EXERCISE DESCRIPTION:
Return the full material exactly.

-----

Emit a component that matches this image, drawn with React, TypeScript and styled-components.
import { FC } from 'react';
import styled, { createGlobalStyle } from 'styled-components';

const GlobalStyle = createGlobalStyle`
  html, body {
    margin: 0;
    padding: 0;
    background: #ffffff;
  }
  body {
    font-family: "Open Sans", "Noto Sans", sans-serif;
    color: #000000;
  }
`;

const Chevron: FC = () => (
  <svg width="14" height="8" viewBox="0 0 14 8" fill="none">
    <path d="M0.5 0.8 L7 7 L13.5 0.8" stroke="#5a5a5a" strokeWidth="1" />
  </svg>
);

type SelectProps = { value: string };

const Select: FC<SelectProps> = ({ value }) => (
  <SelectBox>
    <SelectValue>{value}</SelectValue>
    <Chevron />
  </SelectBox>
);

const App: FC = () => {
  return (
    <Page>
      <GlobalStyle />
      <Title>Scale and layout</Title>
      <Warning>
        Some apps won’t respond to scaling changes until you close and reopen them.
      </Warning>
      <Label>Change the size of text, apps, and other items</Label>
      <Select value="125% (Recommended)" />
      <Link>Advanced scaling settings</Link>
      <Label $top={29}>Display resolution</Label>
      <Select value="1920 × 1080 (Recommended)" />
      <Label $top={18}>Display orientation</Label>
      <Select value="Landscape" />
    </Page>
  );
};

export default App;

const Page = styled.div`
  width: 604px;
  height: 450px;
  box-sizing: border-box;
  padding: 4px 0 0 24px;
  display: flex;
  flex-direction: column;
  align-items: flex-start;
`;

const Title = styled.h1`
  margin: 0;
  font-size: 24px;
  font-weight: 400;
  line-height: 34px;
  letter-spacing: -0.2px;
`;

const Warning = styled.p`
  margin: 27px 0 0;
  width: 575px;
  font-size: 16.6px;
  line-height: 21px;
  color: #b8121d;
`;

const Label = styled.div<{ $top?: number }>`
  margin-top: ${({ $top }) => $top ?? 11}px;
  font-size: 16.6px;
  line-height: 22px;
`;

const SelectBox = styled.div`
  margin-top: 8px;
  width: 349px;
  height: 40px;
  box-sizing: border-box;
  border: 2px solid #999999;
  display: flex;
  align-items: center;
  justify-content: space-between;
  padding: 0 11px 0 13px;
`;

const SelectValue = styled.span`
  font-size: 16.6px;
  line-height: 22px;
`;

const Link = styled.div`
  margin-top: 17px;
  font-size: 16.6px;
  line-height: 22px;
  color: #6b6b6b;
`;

-----

OUTPUT FOR THIS EXERCISE:
Emit a component that matches this image, drawn with React, TypeScript and styled-components.
import { FC } from 'react';
import styled, { createGlobalStyle } from 'styled-components';

const GlobalStyle = createGlobalStyle`
  html, body {
    margin: 0;
    padding: 0;
    background: #ffffff;
  }
  body {
    font-family: "Open Sans", "Noto Sans", sans-serif;
    color: #000000;
  }
`;

const Chevron: FC = () => (
  <svg width="14" height="8" viewBox="0 0 14 8" fill="none">
    <path d="M0.5 0.8 L7 7 L13.5 0.8" stroke="#5a5a5a" strokeWidth="1" />
  </svg>
);

type SelectProps = { value: string };

const Select: FC<SelectProps> = ({ value }) => (
  <SelectBox>
    <SelectValue>{value}</SelectValue>
    <Chevron />
  </SelectBox>
);

const App: FC = () => {
  return (
    <Page>
      <GlobalStyle />
      <Title>Scale and layout</Title>
      <Warning>
        Some apps won’t respond to scaling changes until you close and reopen them.
      </Warning>
      <Label>Change the size of text, apps, and other items</Label>
      <Select value="125% (Recommended)" />
      <Link>Advanced scaling settings</Link>
      <Label $top={29}>Display resolution</Label>
      <Select value="1920 × 1080 (Recommended)" />
      <Label $top={18}>Display orientation</Label>
      <Select value="Landscape" />
    </Page>
  );
};

export default App;

const Page = styled.div`
  width: 604px;
  height: 450px;
  box-sizing: border-box;
  padding: 4px 0 0 24px;
  display: flex;
  flex-direction: column;
  align-items: flex-start;
`;

const Title = styled.h1`
  margin: 0;
  font-size: 24px;
  font-weight: 400;
  line-height: 34px;
  letter-spacing: -0.2px;
`;

const Warning = styled.p`
  margin: 27px 0 0;
  width: 575px;
  font-size: 16.6px;
  line-height: 21px;
  color: #b8121d;
`;

const Label = styled.div<{ $top?: number }>`
  margin-top: ${({ $top }) => $top ?? 11}px;
  font-size: 16.6px;
  line-height: 22px;
`;

const SelectBox = styled.div`
  margin-top: 8px;
  width: 349px;
  height: 40px;
  box-sizing: border-box;
  border: 2px solid #999999;
  display: flex;
  align-items: center;
  justify-content: space-between;
  padding: 0 11px 0 13px;
`;

const SelectValue = styled.span`
  font-size: 16.6px;
  line-height: 22px;
`;

const Link = styled.div`
  margin-top: 17px;
  font-size: 16.6px;
  line-height: 22px;
  color: #6b6b6b;
`;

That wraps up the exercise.